Маша неожиданно для себя самой рассмеялась… и вдруг почувствовала, что плакать-горевать ей более и не хочется. Она с изумлением обнаружила, что слезы ее надолго высохли и она с интересом глядит в окно, даже любуется окрестностями, и подивилась переменчивости сердца человеческого, которое властно влечет нас от печали к удовольствиям, неуклонно побуждает к мечтам воображения. Маша вспомнила, как они с Алешкою рассматривали географические карты и думали: «Вот хорошо было бы видеть все те земли, которые изображены здесь, на бумаге!» Теперь мечта ее отчасти сбывалась, пусть даже и глядела она тогда на очертания Африки и Америки, а ныне ехала по Западной России, приближаясь к Германии.
Погода стояла превосходная; в день проезжали верст семьдесят. В придорожных корчмах находили привычные блюда: суп или щи, жареное мясо, яичницу.
Миновали Ригу — это еще была Россия, несмотря на непривычную архитектуру, мощенные камнем, косые да горбатые улочки.
Три дня ехали по Курляндии. Только и радости, что в здешних корчмах везде находился кофе! Дорога была довольно пуста, окрестности занавесились пеленою дождя, и Маша почувствовала, что к ней подступает болезненная скука долгого пути.
Однако тут же судьба подарила ей нежданное «развлечение».
Едва проехали польскую границу. Осмотр таможенный был не строгий, Машеньке на слово поверили, что ничего запретного нет в ее вещах.

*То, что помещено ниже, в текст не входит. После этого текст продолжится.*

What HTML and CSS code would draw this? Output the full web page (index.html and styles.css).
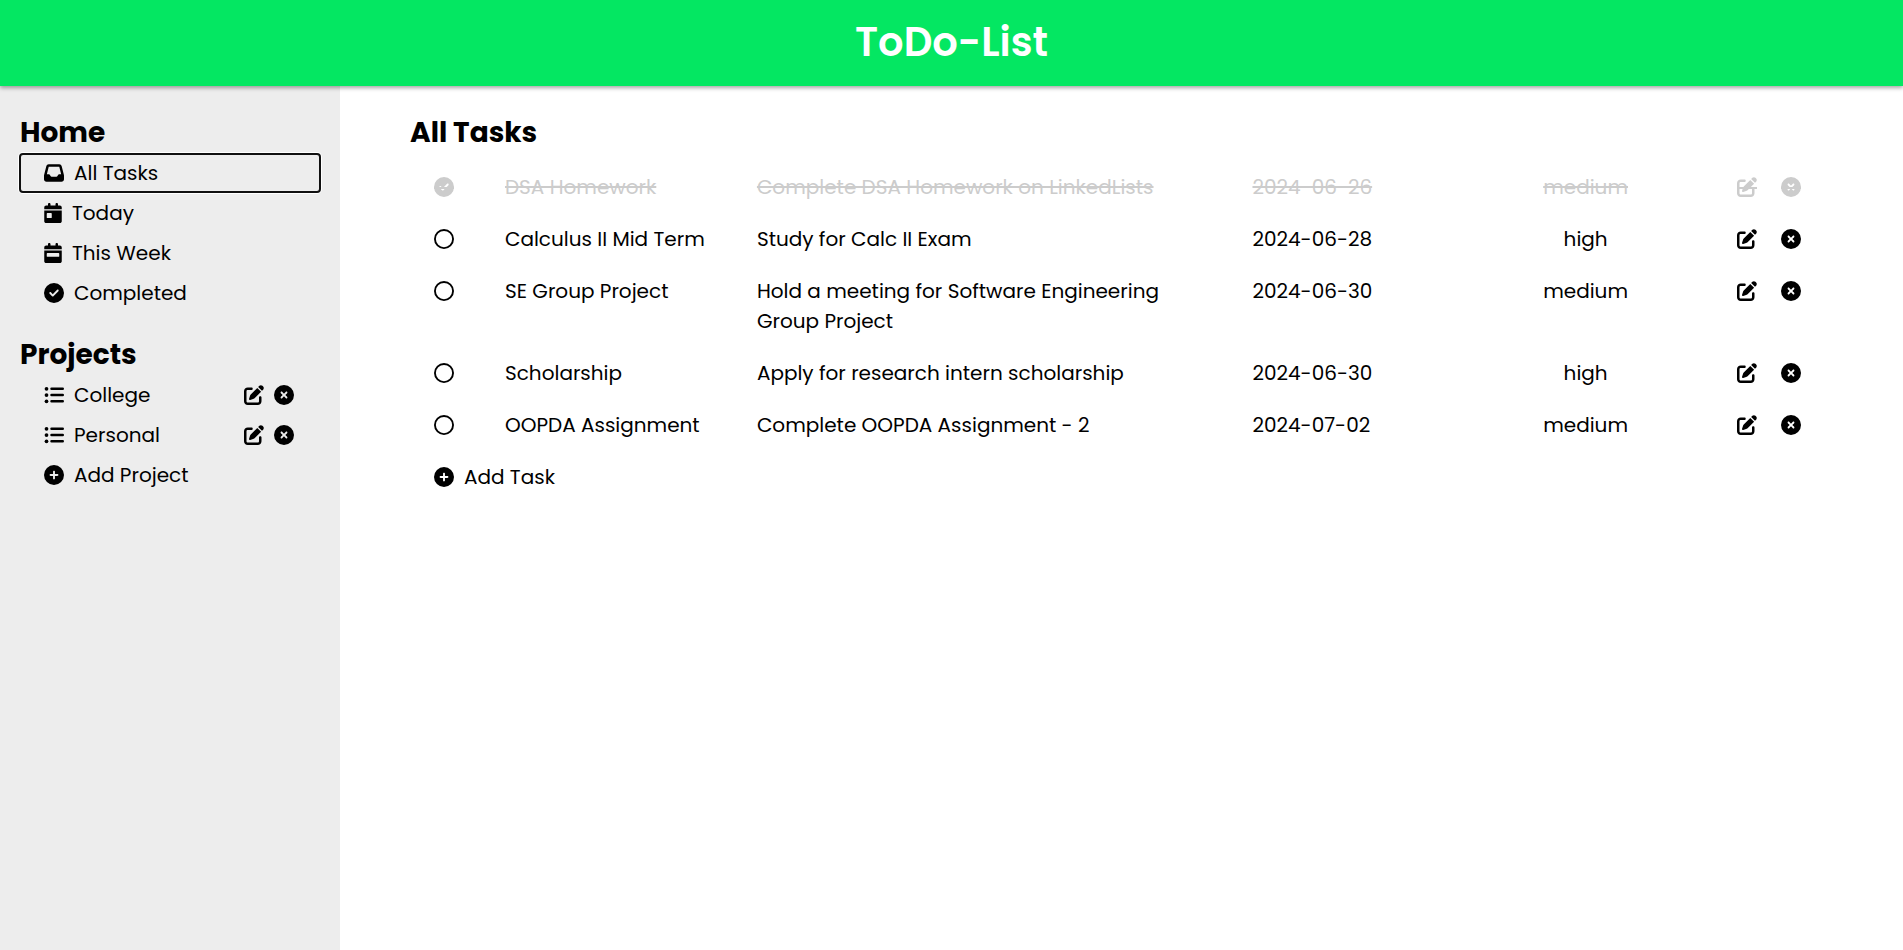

Дождь усилился; не сделав обычного верстового дневного урока, пришлось стать на ночлег. День нынче выдался скучный, какой-то особенно утомительный. У Глашеньки глаза с утра были на мокром месте, да и сама Маша едва сдерживалась, чтобы не предаться хандре всецело, и вяло ковыряла ложкою неизбежную яичницу.